Assim como a designer, muita gente resolveu mudar de hábitos quando viu que não cabia mais no jeans pré-pandemia. E nessa virada, subiram as vendas de produtos diet, light ou sem açúcar.
Os alimentos de ingestão controlada de açúcar, por exemplo, tiveram alta nas importações de 40% no primeiro trimestre de 2021, na comparação com os mesmos meses de 2020, segundo da Abiad (Associação Brasileira da Indústria de Alimentos para Fins Especiais e Congêneres). No mesmo período, a importação de adoçantes (a maior parte da indústria importa adoçantes e ingredientes edulcorantes) subiu 35,9%.
“Os produtos diet e de ingestão controlada de açúcar, por serem muitas vezes mais caros, sofrem muito com a retração da economia. Então, quando terminou o pagamento do auxílio emergencial, tivemos uma queda”, conta Gislene Cardozo, diretora executiva da Abiad.
Mesmo assim, segundo ela, este ano houve uma reversão dos números e várias categorias passaram a ter alta nas vendas. “Existe realmente uma tendência de as pessoas quererem voltar à forma anterior à pandemia, até por questões de saúde. E trocar o açúcar pelo adoçante é uma opção segura”, diz ela.
Nos consultórios, essa mudança de atitude também pode ser percebida. “Este ano, vi um crescimento de cerca de 90% nas consultas de pacientes querendo emagrecer”, diz Gabriella Azzari Schettini, especialista em endocrinologia e metabologia.
Até nas docerias a coisa mudou. “Eu tinha só um doce sem açúcar, que era vendido aos pedaços, aqui no balcão. Mas a procura aumentou tanto que agora temos pelos menos cinco novas opções sem açúcar e veganas, para entrega e até para festa”, conta Regina Lúcia Cirino, dona da Fioca, confeitaria no bairro de Santa Cecília, em São Paulo.
As academias também refletiram essa mudança. “Tive 50% de aumento nas matrículas nas últimas semanas”, diz Gabriela Olive, dona de uma franquia da rede Pure Pilates. “As pessoas vêm pelo amor ou pela dor: estão vendo que existe uma necessidade do corpo de se mexer. Não dá para ficar parado. Começa a doer tudo”, afirma ela.
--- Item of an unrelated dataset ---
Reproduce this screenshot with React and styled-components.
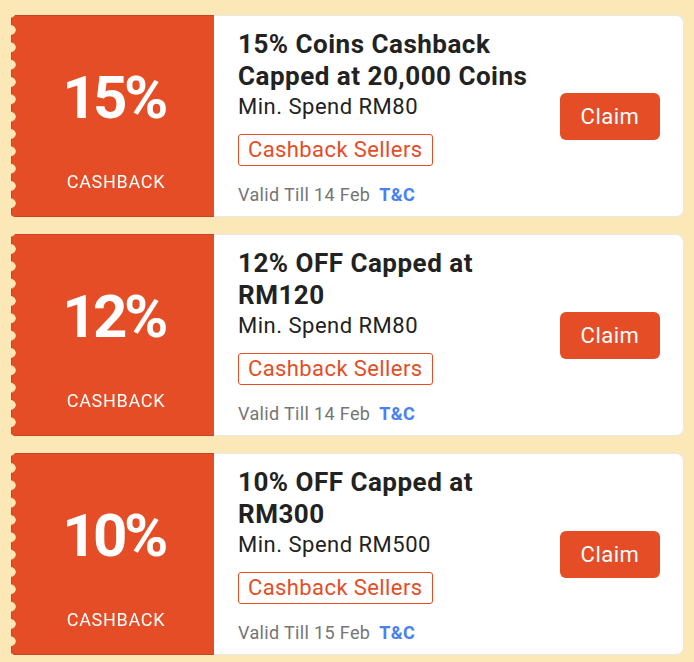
import React from "react";
import styled, { createGlobalStyle } from "styled-components";

const GlobalStyle = createGlobalStyle`
  html, body {
    margin: 0;
    padding: 0;
    background: #fbe8b6;
  }
  body {
    font-family: Roboto, "Noto Sans", "Liberation Sans", sans-serif;
    -webkit-font-smoothing: antialiased;
  }
`;

const Page = styled.div`
  display: flex;
  flex-direction: column;
  gap: 17px;
  padding: 15px 10px 6px 11px;
  background: #fbe8b6;
  min-height: 662px;
  box-sizing: border-box;
`;

const Card = styled.div`
  display: flex;
  height: 202px;
`;

const Stub = styled.div`
  width: 203px;
  flex: none;
  box-sizing: border-box;
  background: #e54d26;
  border: 1px solid #c9441f;
  border-right: none;
  border-radius: 3px 0 0 3px;
  display: flex;
  flex-direction: column;
  align-items: center;
  padding: 50px 0 22px 6px;
  color: #fff;
  -webkit-mask-image: radial-gradient(circle at 0 50%, transparent 4.4px, #000 5px);
  -webkit-mask-size: 100% 17.33px;
  -webkit-mask-repeat: repeat-y;
  -webkit-mask-position: 0 6.33px;
  mask-image: radial-gradient(circle at 0 50%, transparent 4.4px, #000 5px);
  mask-size: 100% 17.33px;
  mask-repeat: repeat-y;
  mask-position: 0 6.33px;
`;

const Rate = styled.div`
  font-size: 60px;
  line-height: 64px;
  font-weight: 700;
  letter-spacing: -3.5px;
  margin-right: 5px;
`;

const RateLabel = styled.div`
  margin-top: auto;
  font-size: 18px;
  line-height: 24px;
  font-weight: 400;
  letter-spacing: 0.7px;
`;

const Body = styled.div`
  flex: 1;
  display: flex;
  align-items: center;
  gap: 20px;
  background: #fff;
  border: 1px solid #e8e8e8;
  border-left: none;
  border-radius: 0 8px 8px 0;
  padding: 0 23px 0 24px;
  box-sizing: border-box;
`;

const Info = styled.div`
  flex: 1;
  align-self: stretch;
  display: flex;
  flex-direction: column;
  align-items: flex-start;
  padding-top: 12px;
`;

const Title = styled.div`
  font-size: 26px;
  line-height: 32px;
  font-weight: 700;
  letter-spacing: 0.5px;
  color: #222;
`;

const MinSpend = styled.div`
  font-size: 22px;
  line-height: 30px;
  letter-spacing: 0.5px;
  color: #222;
`;

const Tag = styled.div`
  margin-top: 12px;
  border: 1px solid #e54d26;
  border-radius: 3px;
  padding: 0 9px;
  font-size: 22px;
  line-height: 30px;
  letter-spacing: 0.4px;
  color: #e54d26;
`;

const Validity = styled.div`
  margin-top: 17px;
  font-size: 18px;
  line-height: 24px;
  letter-spacing: 0.35px;
  color: #757575;
  display: flex;
  gap: 9px;
`;

const Terms = styled.span`
  color: #4a80f0;
  font-weight: 700;
`;

const ClaimButton = styled.button`
  flex: none;
  width: 100px;
  height: 47px;
  border: none;
  border-radius: 6px;
  background: #e54d26;
  color: #fff;
  font-family: Roboto, "Noto Sans", "Liberation Sans", sans-serif;
  font-size: 22px;
  letter-spacing: 0.5px;
  padding: 0;
  cursor: pointer;
`;

const vouchers = [
  {
    rate: "15%",
    title: "15% Coins Cashback Capped at 20,000 Coins",
    min: "Min. Spend RM80",
    valid: "Valid Till 14 Feb",
  },
  {
    rate: "12%",
    title: "12% OFF Capped at RM120",
    min: "Min. Spend RM80",
    valid: "Valid Till 14 Feb",
  },
  {
    rate: "10%",
    title: "10% OFF Capped at RM300",
    min: "Min. Spend RM500",
    valid: "Valid Till 15 Feb",
  },
];

export default function App() {
  return (
    <>
      <GlobalStyle />
      <Page>
        {vouchers.map((v) => (
          <Card key={v.rate}>
            <Stub>
              <Rate>{v.rate}</Rate>
              <RateLabel>CASHBACK</RateLabel>
            </Stub>
            <Body>
              <Info>
                <Title>{v.title}</Title>
                <MinSpend>{v.min}</MinSpend>
                <Tag>Cashback Sellers</Tag>
                <Validity>
                  <span>{v.valid}</span>
                  <Terms>T&amp;C</Terms>
                </Validity>
              </Info>
              <ClaimButton>Claim</ClaimButton>
            </Body>
          </Card>
        ))}
      </Page>
    </>
  );
}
Os vacinados, segundo ela, foram os primeiros a querer voltar para o pilates, logo após o início da imunização. Gabriela notou que os alunos mais velhos, que já haviam recebido a vacina, começaram a voltar com força nesses primeiros meses do ano.
A fabricação de bebidas não alcoólicas, dietéticas ou de baixa calorias teve crescimento de 17,3% em março na comparação com março de 2020, segundo a associação do setor. Nessa onda, a Coca-Cola resolveu lançar uma nova receita da Coca-Cola Sem Açúcar. A ideia é aproximar cada vez mais a bebida ao sabor do refrigerante original.
Mas para emagrecer não adianta apenas trocar o refrigerante com açúcar pelo diet, segundo a endocrinologista Gabriella Schettini. “Os alimentos industrializados – e os refrigerantes são um deles – aumentam a inflamação corporal. Nosso corpo produz substâncias que, na pessoa obesa, se tornam inflamatórias. E os industrializados pioram essa inflamação”, explica a médica.
Ela diz que é louvável tirar o açúcar da dieta. Mas o importante é mudar de estilo de vida: cozinhar mais, comer mais natural, se mexer mais. “Muitas vezes, o alimento diet é até mais calórico que o normal. Para deixá-lo palatável, muitas vezes se acrescentam outros ingredientes que são tão maléficos quanto.”